7. The issue of value depends on the construction of Section 4 of the Central Excise Act, 1944 ( referred to as the 'Act'). The relevant extract of the Section for the purposes of this judgment reads as follows:

4. Valuation of Excisable Goods for purposes of charging of duty of excise - (1) Where under this Act, the duty of excise is chargeable on any excisable goods with reference to value, such value shall, subject to the other provisions of this section, be deemed to be-

(a) the normal price thereof, that is to say, the price at which such goods are ordinarily sold by the assessee to a buyer in the course of wholesale trade for delivery at the time and place of removal, where the buyer is not a related person and the price is the sole consideration for the sale.

XXX XXX XXX XXX (2) Where, in relation to any excisable goods the price thereof for delivery at the place of removal is not known and the value thereof is determined with reference to the price for delivery at a place other than the place of removal, the cost of transportation from the place of removal to the place of delivery shall be excluded from such price.

(3)

XXX XXX XXX XXX

(4) For the purpose of this section, -

XXX XXX XXX XXX(d) 'value', in relation to any excisable goods, -

XXX XXX XXX XXX(ii) does not include the amount of the duty of excise, sales tax and other taxes, if any, payable on such goods and, subject to such rules as may be made, the trade discount (such discount not being refundable on any account whatsoever) allowed in accordance with the normal practice of the wholesale trade at the time of removal in respect of such goods sold or contracted for sale.'

8. The 'normal price' in this case, would have to be determined with reference to the time and place of removal of the goods from the respondents' respective factories. Since the price in both cases was fixed with reference to the sale at the depots to the Redistribution Stockists, clearly in terms of sub-Section (2) of Section 4, the respondent would be entitled to deduction of the cost of transportation from the factory to the selling depots. It has been so held in Union of India and Others V. Bombay Tyre International Ltd. and Others : 1983ECR653D(SC) as well as Assistant Collector of Central Excise and Others V. Madras Rubber Factory Ltd. : 1987(27)ELT553(SC) as well as Government of India V. Madras Factory Ltd. : 1995(77)ELT433(SC) . These decisions also held that the cost of transportation would include cost of insurance on the freight for transportation of the goods from the factory gate to the place or places of delivery but would not include compensation for defective goods. The position was further clarified in Collector of Central Excise, Meerut V. Surya Roshni Ltd. : 2000(122)ELT3(SC) where it was held that:

'The payment made by the respondent to its customers for breakages and losses cannot tantamount to insurance. Nor can, by any means, such compensation be treated as a part of the cost of transportation; it is a clear case of making up to the customer by means of a credit note the monies that it has lost on account of breakages or losses in transit.'

9. The respondents sought to distinguish the decision in Surya Roshni case (supra) by contending that the claim for deduction on account of damaged goods was a claim not under sub-Section (2) of Section 4 as being part of the cost of the transportation but under sub-Section 4(d) (ii) of Section 4 as a trade discount. We are unable to accept the submission.

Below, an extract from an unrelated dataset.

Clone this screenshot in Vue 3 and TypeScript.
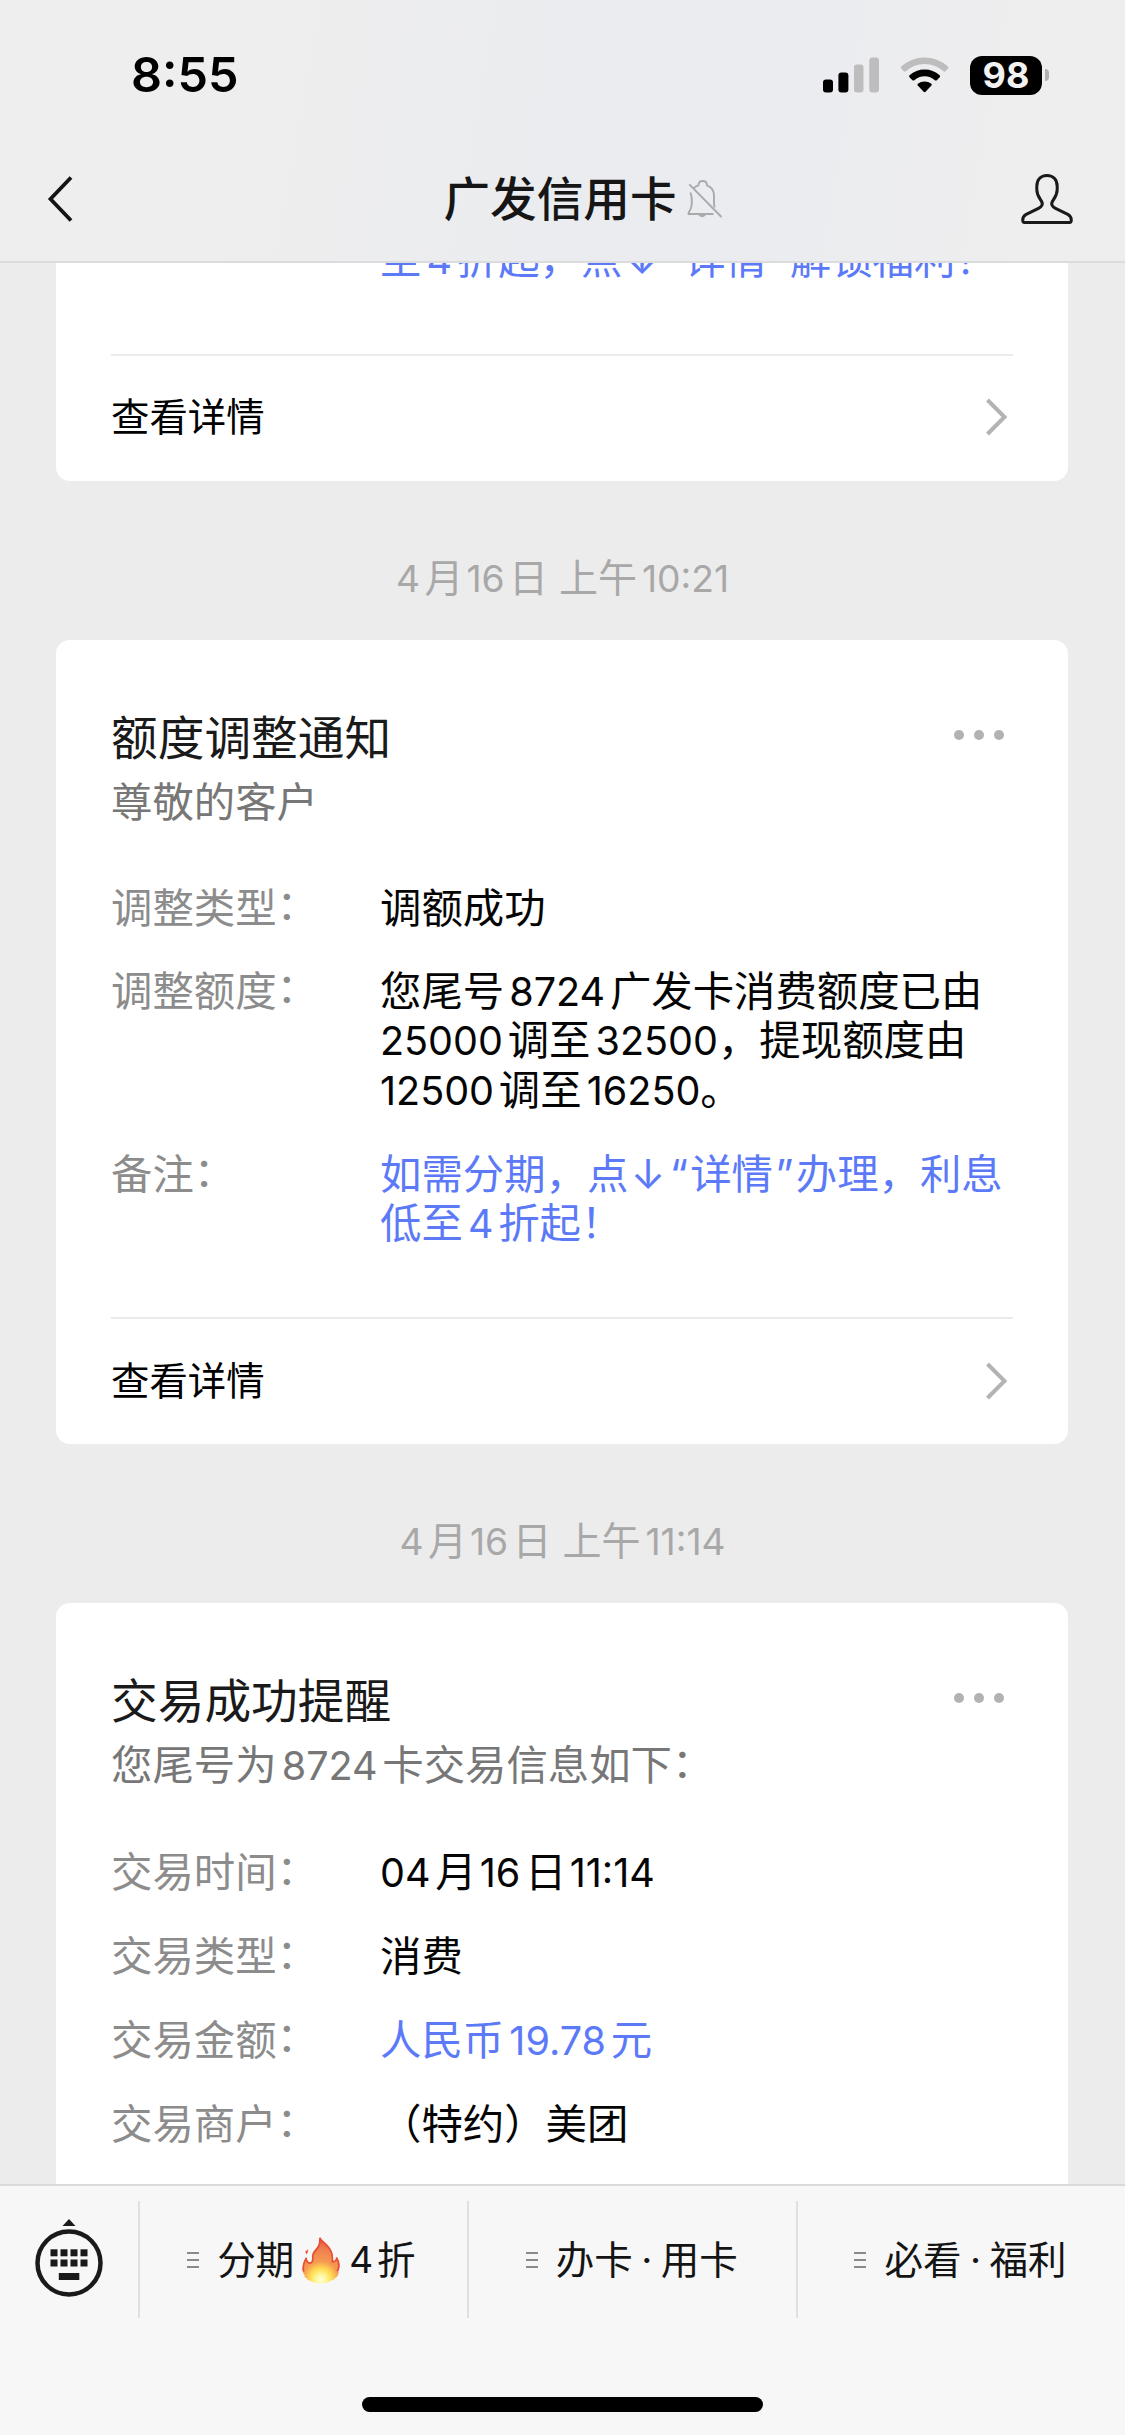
<script setup lang="ts">
import { h, type FunctionalComponent } from 'vue'

interface Row {
  label: string
  lines: string[]
  accent?: boolean
}

interface Message {
  time: string
  title: string
  subtitle: string
  rows: Row[]
  hasDetail: boolean
}

const messages: Message[] = [
  {
    time: '4月16日 上午10:21',
    title: '额度调整通知',
    subtitle: '尊敬的客户',
    rows: [
      { label: '调整类型：', lines: ['调额成功'] },
      {
        label: '调整额度：',
        lines: ['您尾号8724广发卡消费额度已由', '25000调至32500，提现额度由', '12500调至16250。'],
      },
      { label: '备注：', lines: ['如需分期，点↓“详情”办理，利息', '低至4折起！'], accent: true },
    ],
    hasDetail: true,
  },
  {
    time: '4月16日 上午11:14',
    title: '交易成功提醒',
    subtitle: '您尾号为8724卡交易信息如下：',
    rows: [
      { label: '交易时间：', lines: ['04月16日11:14'] },
      { label: '交易类型：', lines: ['消费'] },
      { label: '交易金额：', lines: ['人民币19.78元'], accent: true },
      { label: '交易商户：', lines: ['（特约）美团'] },
    ],
    hasDetail: false,
  },
]

// Splits mixed text so that Latin runs get a little air next to Chinese characters,
// and full-width colons, quotes and arrows can be nudged on their own.
const Mixed: FunctionalComponent<{ text: string }> = (props) => {
  const parts = props.text.split(/([\u0021-\u007e]+|[：↓“”])/).filter((p) => p !== '')
  return h(
    'span',
    parts.map((p, i) => {
      const latin = /^[\u0021-\u007e]/.test(p)
      const prev = parts[i - 1] ?? ''
      const next = parts[i + 1] ?? ''
      const afterDateUnit = /[月日]$/.test(prev)
      return h(
        'span',
        {
          class: {
            latin,
            colon: p === '：',
            mark: /^[↓“”]/.test(p),
            'gap-before': latin && prev !== '' && !afterDateUnit,
            'gap-date': latin && afterDateUnit,
            'gap-after': latin && next !== '' && !/^[，。]/.test(next),
          },
        },
        p,
      )
    }),
  )
}
Mixed.props = ['text']
</script>

<template>
  <div class="screen">
    <header class="top">
      <div class="status">
        <span class="clock">8:55</span>
        <div class="indicators">
          <svg class="signal" width="56" height="36" viewBox="0 0 56 36">
            <rect x="0" y="22.5" width="10" height="13" rx="3" fill="#000" />
            <rect x="15.4" y="15.5" width="10" height="20" rx="3" fill="#000" />
            <rect x="31" y="7.5" width="9.5" height="28" rx="3" fill="#bdbdbe" />
            <rect x="46.3" y="0.5" width="9.7" height="35" rx="3" fill="#bdbdbe" />
          </svg>
          <svg class="wifi" width="50" height="36" viewBox="0 0 50 36">
            <path d="M1.2 9.6 Q11.5 .5 24.6 .5 Q37.7 .5 48 9.6 Q48.9 10.6 48 11.6 L45.4 14.3 Q44.5 15.1 43.5 14.3 Q35 7 24.6 7 Q14.2 7 5.7 14.3 Q4.7 15.1 3.8 14.3 L1.2 11.6 Q.3 10.6 1.2 9.6 Z" fill="#bdbdbe" />
            <path d="M9.5 18.2 Q16 12.5 24.6 12.5 Q33.2 12.5 39.7 18.2 Q40.6 19.2 39.7 20.2 L36.8 23.2 Q35.8 24 34.8 23.2 Q30.5 19.3 24.6 19.3 Q18.7 19.3 14.4 23.2 Q13.4 24 12.4 23.2 L9.5 20.2 Q8.6 19.2 9.5 18.2 Z" fill="#000" />
            <path d="M17.8 26.8 Q20.8 24.5 24.6 24.5 Q28.4 24.5 31.4 26.8 Q32.2 27.7 31.4 28.6 L25.8 34.6 Q24.6 35.7 23.4 34.6 L17.8 28.6 Q17 27.7 17.8 26.8 Z" fill="#000" />
          </svg>
          <div class="battery"><span>98</span></div>
          <i class="nub"></i>
        </div>
      </div>
      <div class="nav">
        <svg class="back" width="30" height="50" viewBox="0 0 30 50" fill="none" stroke="#141414" stroke-width="3.8">
          <path d="M27 3.5 L6.5 25 L27 46.5" />
        </svg>
        <h1 class="name">
          广发信用卡
          <svg class="bell" width="38" height="40" viewBox="0 0 38 40" fill="none" stroke="#aaaaad" stroke-width="1.9">
            <path d="M4.5 13.5 Q6.3 19 5.8 25 Q5.4 29.5 3.3 32.5 Q2.3 34.2 2.5 35 H27.5" />
            <path d="M7.6 9.5 Q9.6 7.3 12.4 6.4 Q12.6 2 16.7 2 Q20.8 2 21 6.4 Q28 9 28 17 V23.5 Q28 26.5 28.6 28.5" />
            <path d="M3.3 5.3 L35.5 38" />
            <path d="M13.3 35.5 Q16.5 39 19.3 35.5 Z" fill="#aaaaad" />
          </svg>
        </h1>
        <svg class="person" width="54" height="54" viewBox="0 0 54 54" fill="none" stroke="#1a1a1a" stroke-width="3" stroke-linejoin="round">
          <path d="M27 3.5 C20.5 3.5 16.8 8 16.8 14.5 V17.5 C16.8 22 18.5 25 20.7 28 C23.8 32.2 22 34.5 18.5 36.3 L6.2 42.3 C3.5 43.7 2.7 45.5 2.7 48 Q2.7 50.5 4.5 50.5 H49.5 Q51.3 50.5 51.3 48 C51.3 45.5 50.5 43.7 47.8 42.3 L35.5 36.3 C32 34.5 30.2 32.2 33.3 28 C35.5 25 37.2 22 37.2 17.5 V14.5 C37.2 8 33.5 3.5 27 3.5 Z" />
        </svg>
      </div>
    </header>

    <main class="chat">
      <section class="card clipped">
        <div class="row accent">
          <div class="value"><p><Mixed text="至4折起，点↓“详情”解锁福利！" /></p></div>
        </div>
        <div class="detail">
          <span>查看详情</span>
          <svg width="24" height="40" viewBox="0 0 24 40" fill="none" stroke="#b3b3b3" stroke-width="4"><path d="M2.5 3 L19.5 20 L2.5 37" /></svg>
        </div>
      </section>

      <template v-for="m in messages" :key="m.time">
        <div class="time"><Mixed :text="m.time" /></div>
        <section class="card">
          <div class="head">
            <h2>{{ m.title }}</h2>
            <div class="more"><i></i><i></i><i></i></div>
          </div>
          <p class="sub"><Mixed :text="m.subtitle" /></p>
          <div class="rows">
            <div v-for="r in m.rows" :key="r.label" class="row" :class="{ accent: r.accent }">
              <div class="label"><Mixed :text="r.label" /></div>
              <div class="value">
                <p v-for="line in r.lines" :key="line"><Mixed :text="line" /></p>
              </div>
            </div>
          </div>
          <div v-if="m.hasDetail" class="detail">
            <span>查看详情</span>
            <svg width="24" height="40" viewBox="0 0 24 40" fill="none" stroke="#b3b3b3" stroke-width="4"><path d="M2.5 3 L19.5 20 L2.5 37" /></svg>
          </div>
        </section>
      </template>
    </main>

    <footer class="bottom">
      <div class="menu">
        <div class="keyboard">
          <svg width="70" height="80" viewBox="0 0 70 80">
            <path d="M28.5 8 L35 1 L41.5 8 Z" fill="#1a1a1a" />
            <circle cx="35" cy="45" r="31.5" fill="none" stroke="#1a1a1a" stroke-width="4.5" />
            <g fill="#1a1a1a">
              <rect x="16.5" y="31.3" width="7" height="7" />
              <rect x="26.5" y="31.3" width="7" height="7" />
              <rect x="36.5" y="31.3" width="7" height="7" />
              <rect x="46.5" y="31.3" width="7" height="7" />
              <rect x="16.5" y="41.5" width="7" height="7" />
              <rect x="26.5" y="41.5" width="7" height="7" />
              <rect x="36.5" y="41.5" width="7" height="7" />
              <rect x="46.5" y="41.5" width="7" height="7" />
              <rect x="24.8" y="55" width="20.5" height="7" />
            </g>
          </svg>
        </div>
        <div class="tab first">
          <span class="bars"><i></i><i></i><i></i></span>
          <span>分期</span>
          <svg class="fire" width="38" height="48" viewBox="37 53 113 142">
            <defs>
              <radialGradient id="flame" gradientUnits="userSpaceOnUse" cx="93" cy="182" r="122">
                <stop offset="0" stop-color="#fffde0" />
                <stop offset=".12" stop-color="#fff79a" />
                <stop offset=".27" stop-color="#ffdb52" />
                <stop offset=".44" stop-color="#f69a52" />
                <stop offset=".75" stop-color="#ee7f4e" />
                <stop offset="1" stop-color="#e8503a" />
              </radialGradient>
            </defs>
            <path d="M90 55 C92 64 103 69 115 82 C129 98 131 112 129 128 C136 127 141 120 140 114 C149 126 151 145 144 160 C148 161 147 164 143 168 C146 169 140 176 134 178 C137 182 125 184 119 188 C105 195 78 195 66 188 C58 185 49 182 51 178 C42 174 43 170 46 170 C39 164 37 148 40 138 C42 128 46 124 49 115 C51 126 56 132 62 131 C69 130 67 119 67 112 C68 99 77 93 83 84 C89 75 91 65 90 55 Z" fill="url(#flame)" />
            <path d="M90 58 C92 66 103 71 114 84 C127 99 129 112 127 130 C136 129 140 122 140 118 C147 130 149 145 142 158 M42 158 C39 148 42 132 49 119 C51 130 56 134 62 133 C71 131 69 119 69 112 C70 101 79 95 85 86 C90 77 91 67 90 58" fill="none" stroke="#e84e36" stroke-width="5" stroke-linejoin="round" />
            <path d="M56 91 C54 97 56 100 51 107 Q46 103 47 98 Q51 97 56 91 Z" fill="#ea5a40" />
          </svg>
          <span class="four">4</span>
          <span>折</span>
        </div>
        <div class="tab">
          <span class="bars"><i></i><i></i><i></i></span>
          <span>办卡</span><span class="dot">·</span><span>用卡</span>
        </div>
        <div class="tab">
          <span class="bars"><i></i><i></i><i></i></span>
          <span>必看</span><span class="dot">·</span><span>福利</span>
        </div>
      </div>
      <div class="home"></div>
    </footer>
  </div>
</template>

<style>
body {
  margin: 0;
  background: #ececec;
}
.latin {
  font-size: 0.955em;
}
.gap-before {
  margin-left: 0.13em;
}
.gap-date {
  margin-left: 0.08em;
}
.gap-after {
  margin-right: 0.12em;
}
.colon {
  position: relative;
  top: -0.06em;
}
.mark {
  margin: 0 0.055em;
}
</style>

<style scoped>
.screen {
  width: 1125px;
  height: 2435px;
  display: flex;
  flex-direction: column;
  overflow: hidden;
  background: #ececec;
  font-family: Inter, 'Noto Sans CJK SC', sans-serif;
  color: #000;
}
h1,
h2,
p {
  margin: 0;
  font-weight: 400;
}

.top {
  box-sizing: border-box;
  height: 263px;
  flex: none;
  border-bottom: 2px solid #dcdcde;
  background: linear-gradient(100deg, #eeeeee 20%, #ebecef 50%, #ebecf0 68%, #eeeeee 92%);
}
.status {
  height: 150px;
  display: flex;
  align-items: center;
  justify-content: space-between;
  padding: 0 76px 0 131px;
}
.clock {
  font-size: 48.5px;
  font-weight: 600;
  line-height: 60px;
}
.indicators {
  display: flex;
  align-items: center;
}
.wifi {
  margin-left: 21px;
}
.battery {
  margin-left: 20px;
  width: 72px;
  height: 39px;
  border-radius: 12px;
  background: #000;
  color: #f2f2f2;
  font-size: 36px;
  font-weight: 700;
  line-height: 39px;
  text-align: center;
}
.nub {
  margin-left: 3px;
  width: 4px;
  height: 12px;
  border-radius: 0 5px 5px 0;
  background: #b0b0b1;
}
.nav {
  height: 98px;
  display: grid;
  grid-template-columns: 1fr auto 1fr;
  align-items: center;
  padding: 0 51px 0 44px;
}
.name {
  position: relative;
  left: 1px;
  font-size: 46.6px;
  font-weight: 500;
  line-height: 60px;
  color: #161616;
}
.bell {
  position: absolute;
  left: 100%;
  top: 10px;
  margin-left: 10px;
}
.person {
  justify-self: end;
}

.chat {
  flex: none;
  height: 1921px;
  overflow: hidden;
  padding: 0 56px;
}
.card {
  box-sizing: border-box;
  width: 1012px;
  padding: 68px 55px 0;
  border-radius: 14px;
  background: #fff;
}
.card:last-child {
  padding-bottom: 100px;
}
.clipped {
  padding-top: 0;
  border-radius: 0 0 14px 14px;
  overflow: hidden;
}
.clipped .row {
  margin-top: -28px;
  padding-left: 269px;
}
.time {
  height: 159px;
  box-sizing: border-box;
  padding-top: 67px;
  text-align: center;
  font-size: 39px;
  line-height: 60px;
  color: #a8a8a8;
}
.head {
  display: flex;
  justify-content: space-between;
}
h2 {
  font-size: 46.7px;
  line-height: 60px;
  color: #1a1a1a;
}
.more {
  display: flex;
  gap: 10px;
  padding: 22px 9px 0 0;
}
.more i {
  width: 10px;
  height: 10px;
  border-radius: 50%;
  background: #b2b2b2;
}
.sub {
  margin-top: 9px;
  font-size: 41.4px;
  line-height: 50px;
  color: #777;
}
.rows {
  margin-top: 57px;
  display: flex;
  flex-direction: column;
  gap: 34.8px;
}
.row {
  display: flex;
  font-size: 41.4px;
  line-height: 48.5px;
}
.label {
  width: 269px;
  flex: none;
  color: #8c8c8c;
}
.value {
  white-space: nowrap;
  color: #050505;
}
.accent .value {
  color: #5c7af8;
}
.detail {
  box-sizing: border-box;
  height: 127px;
  margin-top: 69px;
  padding: 0 4px 2px 0;
  border-top: 2px solid #ebebeb;
  display: flex;
  align-items: center;
  justify-content: space-between;
  font-size: 38.4px;
  line-height: 50px;
}

.bottom {
  flex: 1;
  border-top: 2px solid #dadada;
  background: #f7f7f7;
  display: flex;
  flex-direction: column;
  align-items: center;
}
.menu {
  width: 100%;
  height: 117px;
  margin-top: 15px;
  display: flex;
}
.keyboard {
  box-sizing: border-box;
  width: 138px;
  padding: 17px 0 0 34px;
}
.tab {
  box-sizing: border-box;
  width: 328.8px;
  display: flex;
  align-items: center;
  justify-content: center;
  padding-right: 1px;
  border-left: 2px solid #e0e0e0;
  font-size: 38.5px;
  line-height: 50px;
  color: #141414;
}
.tab.first {
  padding-right: 4px;
}
.bars {
  width: 12px;
  margin-right: 18px;
  display: flex;
  flex-direction: column;
  gap: 5px;
}
.bars i {
  height: 2px;
  background: #8a8a8a;
}
.dot {
  width: 28px;
  text-align: center;
}
.fire {
  margin-left: 8px;
}
.four {
  margin: 0 4px 0 9px;
  font-size: 37px;
}
.home {
  width: 401px;
  height: 15px;
  margin-top: 79px;
  border-radius: 8px;
  background: #000;
}
</style>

10. The object of 'damage discount' is to compensate the buyer for the damaged goods and logically, compensation for damaged goods could not feature as a relevant consideration for determining the price of the goods as manufactured at the time of clearance of the goods. The 'discount' is admittedly on account of damages suffered by goods after removal from the factory. A similar deduction claimed as a 'warranty discount' was negatived in the two Madras Rubber Factory judgments referred to earlier. Bhagwati C.J's dictum in the first of such judgments which was quoted with approval in the second was: 'what is really relevant is the nature of the transaction. ... the warranty is not a discount on the tyre already sold, but relates to the goods which are being subsequently sold to the same customers. It cannot be strictly called as discount on the tyre being sold. It is in the nature of a benefit given to the customers by way of compensation for the loss suffered by them in the previous sale..... a compensation in the nature of warranty allowance on a defective tyre'. The finding of the Tribunal on this issue therefore cannot be sustained.

11. On the question of bank charges, however we are of the view that bank charges being in the nature of post clearing expenses are deductible while calculating the assessable value of the goods. In Assistant Collector of Central Excise and Others v. Madras Rubber Factory (supra) and Shriram Fertilizers & Chemicals V. Union of India 1997 (96) ELT 12(SC) and Government of India and Others V. Madras Rubber Factory Ltd. and Others : 1995(77)ELT433(SC) , this Court has held that interest on receivables earned on account of the time lapse between the delivery of the goods and the realisation of the monies is deductible from the assessable value of the goods at the time of removal from the respondents' factories. For the same reason, bank charges included in the price on account of clearance of outstation cheques cannot form part of the price of the goods at the time of removal and are as such excludible from the price while calculating the assessable value of the goods. The Tribunal had, as such, correctly allowed this deduction.

12. In the circumstances, the appeals are allowed to the extent of disallowing the respondents' claim for deduction on account of damage discount and dismissed in so far as the respondents' claims for deduction of bank charges are concerned. There will be no order as to costs.